LA actual crisis argelina es relativamente difícil de entender porque el poder no está en unas pocas manos, sino en todo un entramado de intereses y personajes que en su conjunto se parece más a la mafia siciliana que a una competición programática de organizaciones políticas.
Esta situación tiene poco que ver con la sociedad argelina y mucho con la conquista de la independencia (1962) contra Francia. Esa independencia fue fruto del impulso político de los intelectuales argelinos formados en Francia, el sacrificado apoyo de toda la población magrebí y la organización militar guerrillera. Sobre todo los kabileños de la zona fronteriza con Túnez jugaron aquí un papel posiblemente más importante que la subversión urbana del FLN (Frente Nacional de Liberación).
Pero luchar por la libertad no es crear un país viable. La inmensa mayoría de los habitantes, incluso los del interior que llevan una vida casi nómada, ansiaba la independencia. Pero había una infinidad de concepciones en cuanto al tipo de Estado que se quería y casi ninguna estructura social o económica auténticamente argelina capaz de darle una estructura estatal a esa independencia.

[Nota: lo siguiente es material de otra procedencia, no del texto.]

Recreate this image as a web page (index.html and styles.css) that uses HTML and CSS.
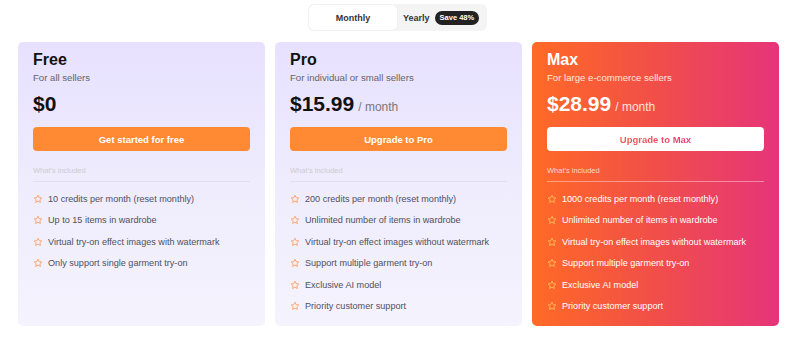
FILE: index.html
```html
<!DOCTYPE html>
<html>
<head>
<meta charset="utf-8">
<link rel="stylesheet" href="styles.css">
</head>
<body>
<div class="page">
  <div class="toggle-wrap">
    <div class="toggle">
      <div class="tab active">Monthly</div>
      <div class="tab">Yearly <span class="badge">Save 48%</span></div>
    </div>
  </div>
  <div class="cards">
    <div class="card light">
      <div class="title">Free</div>
      <div class="sub">For all sellers</div>
      <div class="price"><span class="amount">$0</span></div>
      <div class="btn orange">Get started for free</div>
      <div class="inc">What's included</div>
      <ul class="feats">
        <li><svg class="star" viewBox="0 0 24 24"><path d="M12 2.8l2.8 5.9 6.4.8-4.7 4.4 1.2 6.4L12 17.2l-5.7 3.1 1.2-6.4-4.7-4.4 6.4-.8z"/></svg>10 credits per month (reset monthly)</li>
        <li><svg class="star" viewBox="0 0 24 24"><path d="M12 2.8l2.8 5.9 6.4.8-4.7 4.4 1.2 6.4L12 17.2l-5.7 3.1 1.2-6.4-4.7-4.4 6.4-.8z"/></svg>Up to 15 items in wardrobe</li>
        <li><svg class="star" viewBox="0 0 24 24"><path d="M12 2.8l2.8 5.9 6.4.8-4.7 4.4 1.2 6.4L12 17.2l-5.7 3.1 1.2-6.4-4.7-4.4 6.4-.8z"/></svg>Virtual try-on effect images with watermark</li>
        <li><svg class="star" viewBox="0 0 24 24"><path d="M12 2.8l2.8 5.9 6.4.8-4.7 4.4 1.2 6.4L12 17.2l-5.7 3.1 1.2-6.4-4.7-4.4 6.4-.8z"/></svg>Only support single garment try-on</li>
      </ul>
    </div>
    <div class="card light">
      <div class="title">Pro</div>
      <div class="sub">For individual or small sellers</div>
      <div class="price"><span class="amount">$15.99</span><span class="per">/ month</span></div>
      <div class="btn orange">Upgrade to Pro</div>
      <div class="inc">What's included</div>
      <ul class="feats">
        <li><svg class="star" viewBox="0 0 24 24"><path d="M12 2.8l2.8 5.9 6.4.8-4.7 4.4 1.2 6.4L12 17.2l-5.7 3.1 1.2-6.4-4.7-4.4 6.4-.8z"/></svg>200 credits per month (reset monthly)</li>
        <li><svg class="star" viewBox="0 0 24 24"><path d="M12 2.8l2.8 5.9 6.4.8-4.7 4.4 1.2 6.4L12 17.2l-5.7 3.1 1.2-6.4-4.7-4.4 6.4-.8z"/></svg>Unlimited number of items in wardrobe</li>
        <li><svg class="star" viewBox="0 0 24 24"><path d="M12 2.8l2.8 5.9 6.4.8-4.7 4.4 1.2 6.4L12 17.2l-5.7 3.1 1.2-6.4-4.7-4.4 6.4-.8z"/></svg>Virtual try-on effect images without watermark</li>
        <li><svg class="star" viewBox="0 0 24 24"><path d="M12 2.8l2.8 5.9 6.4.8-4.7 4.4 1.2 6.4L12 17.2l-5.7 3.1 1.2-6.4-4.7-4.4 6.4-.8z"/></svg>Support multiple garment try-on</li>
        <li><svg class="star" viewBox="0 0 24 24"><path d="M12 2.8l2.8 5.9 6.4.8-4.7 4.4 1.2 6.4L12 17.2l-5.7 3.1 1.2-6.4-4.7-4.4 6.4-.8z"/></svg>Exclusive AI model</li>
        <li><svg class="star" viewBox="0 0 24 24"><path d="M12 2.8l2.8 5.9 6.4.8-4.7 4.4 1.2 6.4L12 17.2l-5.7 3.1 1.2-6.4-4.7-4.4 6.4-.8z"/></svg>Priority customer support</li>
      </ul>
    </div>
    <div class="card max">
      <div class="title">Max</div>
      <div class="sub">For large e-commerce sellers</div>
      <div class="price"><span class="amount">$28.99</span><span class="per">/ month</span></div>
      <div class="btn white"><span class="grad-text">Upgrade to Max</span></div>
      <div class="inc">What's included</div>
      <ul class="feats">
        <li><svg class="star" viewBox="0 0 24 24"><path d="M12 2.8l2.8 5.9 6.4.8-4.7 4.4 1.2 6.4L12 17.2l-5.7 3.1 1.2-6.4-4.7-4.4 6.4-.8z"/></svg>1000 credits per month (reset monthly)</li>
        <li><svg class="star" viewBox="0 0 24 24"><path d="M12 2.8l2.8 5.9 6.4.8-4.7 4.4 1.2 6.4L12 17.2l-5.7 3.1 1.2-6.4-4.7-4.4 6.4-.8z"/></svg>Unlimited number of items in wardrobe</li>
        <li><svg class="star" viewBox="0 0 24 24"><path d="M12 2.8l2.8 5.9 6.4.8-4.7 4.4 1.2 6.4L12 17.2l-5.7 3.1 1.2-6.4-4.7-4.4 6.4-.8z"/></svg>Virtual try-on effect images without watermark</li>
        <li><svg class="star" viewBox="0 0 24 24"><path d="M12 2.8l2.8 5.9 6.4.8-4.7 4.4 1.2 6.4L12 17.2l-5.7 3.1 1.2-6.4-4.7-4.4 6.4-.8z"/></svg>Support multiple garment try-on</li>
        <li><svg class="star" viewBox="0 0 24 24"><path d="M12 2.8l2.8 5.9 6.4.8-4.7 4.4 1.2 6.4L12 17.2l-5.7 3.1 1.2-6.4-4.7-4.4 6.4-.8z"/></svg>Exclusive AI model</li>
        <li><svg class="star" viewBox="0 0 24 24"><path d="M12 2.8l2.8 5.9 6.4.8-4.7 4.4 1.2 6.4L12 17.2l-5.7 3.1 1.2-6.4-4.7-4.4 6.4-.8z"/></svg>Priority customer support</li>
      </ul>
    </div>
  </div>
</div>
</body>
</html>
```

FILE: styles.css
```css
* { box-sizing: border-box; }
html, body { margin: 0; padding: 0; background: #fff; }
body { font-family: "Liberation Sans", Arial, sans-serif; color: #111; }
.page { padding: 4px 22px 0 18px; }
.toggle-wrap { display: flex; justify-content: center; }
.toggle {
  display: flex; align-items: center;
  background: #f4f4f5; border-radius: 6px;
  padding: 1px; height: 27px; width: 179px;
  margin-left: -1px;
}
.tab {
  display: flex; align-items: center;
  font-size: 9px; font-weight: bold; color: #333;
  height: 25px; padding-left: 6px;
}
.tab.active {
  background: #fff; border-radius: 5px; width: 88px;
  justify-content: center; padding: 0;
  box-shadow: 0 0 2px rgba(0,0,0,0.06);
}
.badge {
  background: #222; color: #fff; border-radius: 8px;
  font-size: 7.5px; padding: 3px 5px; margin-left: 5px;
  line-height: 8px;
}
.cards {
  display: grid; grid-template-columns: repeat(3, 247px);
  column-gap: 10px; margin-top: 11px;
}
.card {
  height: 284px; border-radius: 5px; padding: 9px 15px 0 15px;
}
.card.light {
  background: linear-gradient(180deg, #e7e1ff 0%, #efecfd 50%, #f5f3fd 100%);
}
.card.max {
  background: linear-gradient(90deg, #ff6a26 0%, #f25145 45%, #e6347a 100%);
  color: #fff;
}
.title { font-size: 16px; font-weight: bold; line-height: 18px; }
.sub { font-size: 9.6px; color: #666; margin-top: 3px; line-height: 12px; }
.max .sub { color: #ffe6dc; }
.price { margin-top: 8px; display: flex; align-items: baseline; height: 28px; }
.amount { font-size: 21px; font-weight: bold; }
.per { font-size: 12px; color: #777; margin-left: 4px; }
.max .per { color: #ffe3dc; }
.btn {
  margin-top: 7px; height: 24px; border-radius: 4px;
  display: flex; align-items: center; justify-content: center;
  font-size: 9.5px; font-weight: bold;
}
.btn.orange { background: #ff8a33; color: #fff; }
.btn.white { background: #fff; }
.grad-text {
  background: linear-gradient(90deg, #f2594a, #e63c78);
  -webkit-background-clip: text; background-clip: text; color: transparent;
}
.inc {
  font-size: 7.5px; color: #ccc; margin-top: 15px;
  padding-bottom: 6px; border-bottom: 1px solid #e2e0ec;
}
.max .inc { color: #ffd5c6; border-bottom-color: rgba(255,255,255,0.4); }
.feats { list-style: none; margin: 6px 0 0 0; padding: 0; }
.feats li {
  display: flex; align-items: center; font-size: 9.1px; color: #4f4f5c;
  height: 21.5px; white-space: nowrap;
}
.max .feats li { color: #fff; }
.star {
  width: 10px; height: 10px; margin: 0 5px 0 0; flex: none;
  fill: none; stroke: #ff9a55; stroke-width: 2; stroke-linejoin: round;
}
.max .star { stroke: #ffc45a; }
```
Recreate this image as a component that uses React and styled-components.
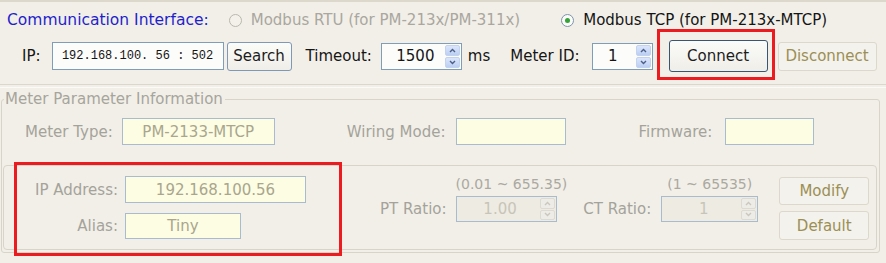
import React from 'react';
import styled, { createGlobalStyle } from 'styled-components';

const GlobalStyle = createGlobalStyle`
  html, body { margin: 0; padding: 0; background: #f2efe8; }
  body { font-family: "DejaVu Sans", Verdana, sans-serif; }
`;

const Page = styled.div`
  position: relative;
  width: 886px;
  height: 263px;
  box-sizing: border-box;
  background: #f2efe8;
  border-top: 2px solid #ddd8cc;
  overflow: hidden;
  font-size: 15px;
  color: #1b1b1b;
`;

const InterfaceRow = styled.div`
  display: flex;
  align-items: center;
  height: 36px;
  padding-left: 7px;
`;

const Title = styled.span`
  color: #1f1fcc;
  font-size: 15.5px;
`;

const RadioOption = styled.label`
  display: flex;
  align-items: center;
  gap: 9px;
  margin-left: ${p => p.$ml}px;
  color: ${p => (p.$disabled ? '#a9a79f' : '#151515')};
`;

const RadioDot = styled.span`
  position: relative;
  width: 11px;
  height: 11px;
  border-radius: 50%;
  border: 1px solid ${p => (p.$disabled ? '#b9b8ae' : '#7d94ad')};
  background: ${p => (p.$disabled ? '#f3f1ea' : '#fbfbf8')};

  &::after {
    content: '';
    display: ${p => (p.$checked ? 'block' : 'none')};
    position: absolute;
    left: 3px;
    top: 3px;
    width: 5px;
    height: 5px;
    border-radius: 50%;
    background: #35a33a;
  }
`;

const ConnectionRow = styled.div`
  display: flex;
  align-items: center;
  height: 36px;
  padding-left: 22px;
`;

const Label = styled.span`
  margin-left: ${p => p.$ml || 0}px;
  color: ${p => (p.$disabled ? '#a4a39b' : '#151515')};
  white-space: nowrap;
`;

const Field = styled.div`
  position: relative;
  box-sizing: border-box;
  display: flex;
  align-items: center;
  justify-content: ${p => p.$align || 'center'};
  width: ${p => p.$w}px;
  height: ${p => p.$h || 27}px;
  margin-left: ${p => p.$ml || 0}px;
  padding: 0 ${p => (p.$spin ? 18 : 6)}px 0 6px;
  border: 1px solid ${p => (p.$disabled ? '#a9bccf' : '#7f9db9')};
  background: ${p => p.$bg || '#fcfcfa'};
  color: ${p => p.$color || '#151515'};
  font-size: ${p => p.$fs || 15}px;
  font-family: ${p => (p.$mono ? '"Liberation Mono", monospace' : 'inherit')};
  white-space: pre;
`;

const Spinner = styled.div`
  position: absolute;
  right: 1px;
  top: 1px;
  bottom: 1px;
  width: 15px;
  display: flex;
  flex-direction: column;
  gap: 1px;
`;

const SpinHalf = styled.div`
  flex: 1;
  display: flex;
  align-items: center;
  justify-content: center;
  border-radius: 2px;
  background: ${p => (p.$disabled ? '#eeece6' : 'linear-gradient(#dbe6fb, #bccff3)')};
  border: 1px solid ${p => (p.$disabled ? '#dcdad2' : '#c3d2ee')};
`;

const Button = styled.div`
  box-sizing: border-box;
  display: flex;
  align-items: center;
  justify-content: center;
  width: ${p => p.$w}px;
  height: ${p => p.$h || 29}px;
  margin-left: ${p => p.$ml || 0}px;
  border-radius: 3px;
  border: 1px solid ${p => (p.$disabled ? '#dcd8cc' : p.$strong ? '#3a5572' : '#7f98b5')};
  background: ${p => (p.$disabled ? '#f4f2ec' : 'linear-gradient(#fbfbf9, #efeee8)')};
  color: ${p => (p.$disabled ? '#9b8f55' : '#1c1c1c')};
  font-size: 15px;
`;

const Divider = styled.div`
  margin-top: 10px;
  height: 2px;
  border-top: 1px solid #dcd7cc;
  border-bottom: 1px solid #fbfaf7;
`;

const GroupBox = styled.fieldset`
  margin: 2px 6px 0 1px;
  padding: 0 0 2px;
  border: 1px solid #d8d4ca;
  border-radius: 3px;
`;

const Legend = styled.legend`
  margin-left: 2px;
  padding: 0 2px 0 1px;
  color: #a6a59d;
  font-size: 15px;
`;

const MeterRow = styled.div`
  display: flex;
  align-items: center;
  margin-top: 10px;
  padding-left: 23px;
`;

const InnerBox = styled.div`
  display: flex;
  margin: 20px 2px 0 1px;
  height: 85px;
  box-sizing: border-box;
  padding-top: 10px;
  border: 1px solid #d8d4ca;
  border-radius: 4px;
`;

const AddressGrid = styled.div`
  display: grid;
  grid-template-columns: 114px auto;
  column-gap: 7px;
  row-gap: 10px;
  align-content: start;
  align-items: center;
  justify-items: start;

  & > span { justify-self: end; }
`;

const RatioGroup = styled.div`
  display: grid;
  grid-template-columns: auto auto;
  column-gap: ${p => p.$gap}px;
  row-gap: 4px;
  margin-left: ${p => p.$ml}px;
  align-content: start;
  align-items: center;
`;

const RangeText = styled.span`
  grid-column: 2;
  text-align: center;
  line-height: 16px;
  font-size: 14px;
  color: #aaa9a1;
`;

const ButtonColumn = styled.div`
  display: flex;
  flex-direction: column;
  gap: 6px;
  margin-left: ${p => p.$ml}px;
  margin-top: 1px;
`;

const Highlight = styled.div`
  position: absolute;
  left: ${p => p.$x}px;
  top: ${p => p.$y}px;
  width: ${p => p.$w}px;
  height: ${p => p.$h}px;
  box-sizing: border-box;
  border: 3px solid #ec1b1f;
  pointer-events: none;
`;

const Arrow = ({ up, color }) => (
  <svg width="7" height="5" viewBox="0 0 7 5">
    <path d={up ? 'M1 4 L3.5 1.5 L6 4' : 'M1 1 L3.5 3.5 L6 1'} fill="none" stroke={color} strokeWidth="1.4" />
  </svg>
);

const Spin = ({ disabled }) => {
  const c = disabled ? '#c9c7be' : '#4c5f86';
  return (
    <Spinner>
      <SpinHalf $disabled={disabled}><Arrow up color={c} /></SpinHalf>
      <SpinHalf $disabled={disabled}><Arrow color={c} /></SpinHalf>
    </Spinner>
  );
};

const yellow = '#fdfde4';
const greyText = '#a9a68d';

export default function App() {
  return (
    <>
      <GlobalStyle />
      <Page>
        <InterfaceRow>
          <Title>Communication Interface:</Title>
          <RadioOption $ml={20} $disabled>
            <RadioDot $disabled />
            Modbus RTU (for PM-213x/PM-311x)
          </RadioOption>
          <RadioOption $ml={41}>
            <RadioDot $checked />
            Modbus TCP (for PM-213x-MTCP)
          </RadioOption>
        </InterfaceRow>

        <ConnectionRow>
          <Label>IP:</Label>
          <Field $w={172} $h={28} $ml={11} $mono $fs={12}>192.168.100. 56 : 502</Field>
          <Button $w={65} $ml={3}>Search</Button>
          <Label $ml={14}>Timeout:</Label>
          <Field $w={81} $ml={9} $spin>1500<Spin /></Field>
          <Label $ml={6}>ms</Label>
          <Label $ml={20}>Meter ID:</Label>
          <Field $w={61} $ml={12} $spin $align="flex-start">  1<Spin /></Field>
          <Button $w={99} $h={32} $ml={16} $strong>Connect</Button>
          <Button $w={99} $ml={10} $disabled>Disconnect</Button>
        </ConnectionRow>

        <Divider />

        <GroupBox>
          <Legend>Meter Parameter Information</Legend>
          <MeterRow>
            <Label $disabled>Meter Type:</Label>
            <Field $w={153} $ml={9} $bg={yellow} $color={greyText} $disabled>PM-2133-MTCP</Field>
            <Label $ml={72} $disabled>Wiring Mode:</Label>
            <Field $w={110} $ml={11} $bg={yellow} $disabled />
            <Label $ml={72} $disabled>Firmware:</Label>
            <Field $w={89} $ml={13} $bg={yellow} $disabled />
          </MeterRow>

          <InnerBox>
            <AddressGrid>
              <Label $disabled>IP Address:</Label>
              <Field $w={181} $bg={yellow} $color={greyText} $disabled>192.168.100.56</Field>
              <Label $disabled>Alias:</Label>
              <Field $w={116} $h={26} $bg={yellow} $color={greyText} $disabled>Tiny</Field>
            </AddressGrid>

            <RatioGroup $ml={74} $gap={9}>
              <RangeText>(0.01 ~ 655.35)</RangeText>
              <Label $disabled>PT Ratio:</Label>
              <Field $w={101} $h={26} $bg="#eeebe3" $color="#c8c5b8" $disabled $spin>1.00<Spin disabled /></Field>
            </RatioGroup>

            <RatioGroup $ml={16} $gap={10}>
              <RangeText>(1 ~ 65535)</RangeText>
              <Label $disabled>CT Ratio:</Label>
              <Field $w={97} $h={26} $bg="#eeebe3" $color="#c8c5b8" $disabled $spin>1<Spin disabled /></Field>
            </RatioGroup>

            <ButtonColumn $ml={21}>
              <Button $w={90} $h={28} $disabled>Modify</Button>
              <Button $w={90} $h={29} $disabled>Default</Button>
            </ButtonColumn>
          </InnerBox>
        </GroupBox>

        <Highlight $x={657} $y={27} $w={118} $h={51} />
        <Highlight $x={14} $y={160} $w={328} $h={94} />
      </Page>
    </>
  );
}
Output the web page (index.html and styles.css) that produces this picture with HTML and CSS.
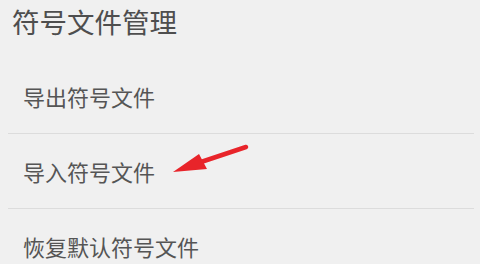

Lo mejor organizado, financiado y jerarquizado a comienzos de los 60 era la fuerza militar y ella ha sido desde el primer momento uno de los motores -¡y conductores!- de la política del país. Pero si los militares constituían la fuerza mayor y mejor organizada, no por eso dejaba de estar aquejada de rivalidades y ambiciones personales. Por eso no ha podido imponerse como fuerza única.
Los jefes guerrilleros se las tuvieron tiesas con la jerarquía del FLN y los líderes musulmanes, que han intentado repetida e infructuosamente imprimirle al país un perfil mucho más confesional. La intervención -sangrienta- de los militares en la crisis de los 90 consiguió marginar a los islamistas, pero al precio de perder gran parte del apoyo popular. Eso lo aprovecharon los cuadros FLN-istas para asumir protagonismo político. En un Estado en el que estaba todo por hacer, ellos aportaron los méritos de la guerrilla urbana y ese tronco de organización clandestina que podía derivar en toda una Administración Pública. Pero carentes de cuadros suficientes, desgarrados por personalismos y sin financiación, acabaron por hacer una triple alianza del poder: ellos, los militares y el empresariado nacional.
Esa simbiosis era tanto más fácil -casi diría obligada- por cuanto en Argelia el mayor cliente es el Estado, que dispone de enormes ingresos gracias a los yacimientos de hidrocarburos. Evidentemente, nada de eso es oficial, pero es un secreto a voces que el poder es un compromiso entre estas tres fuerzas.
El presidente Bouteflika asumió el cargo en 1999 gracias al apoyo de los generales, pero hoy en día está fuertemente afectado por un derrame que padeció en 2013 (está casi ciego) y sus funciones las ha asumido de hecho su hermano Saïd, 21 años más joven.
Y si el clan de los Bouteflika encarnaba el poder político-militar, el empresarial lo encabeza Ali Haddad, el constructor más importante del país y dueño de un imperio económico que incluye varios medios informativos. En cuanto al brazo militar, su principal figura es actualmente el general Ahmed Gaïd Salah -de 74 años-, viceministro de Defensa y jefe del Estado Mayor.
Por último, si esta es la presunta mafia del poder, ahora ha aparecido un factor nuevo e imprevisible en la vida política del país: el pueblo. El constante deterioro del nivel de vida ha exacerbado enormemente los ánimos de la gente y hace casi imposible predecir actualmente ningún pacto tras las bambalinas políticas.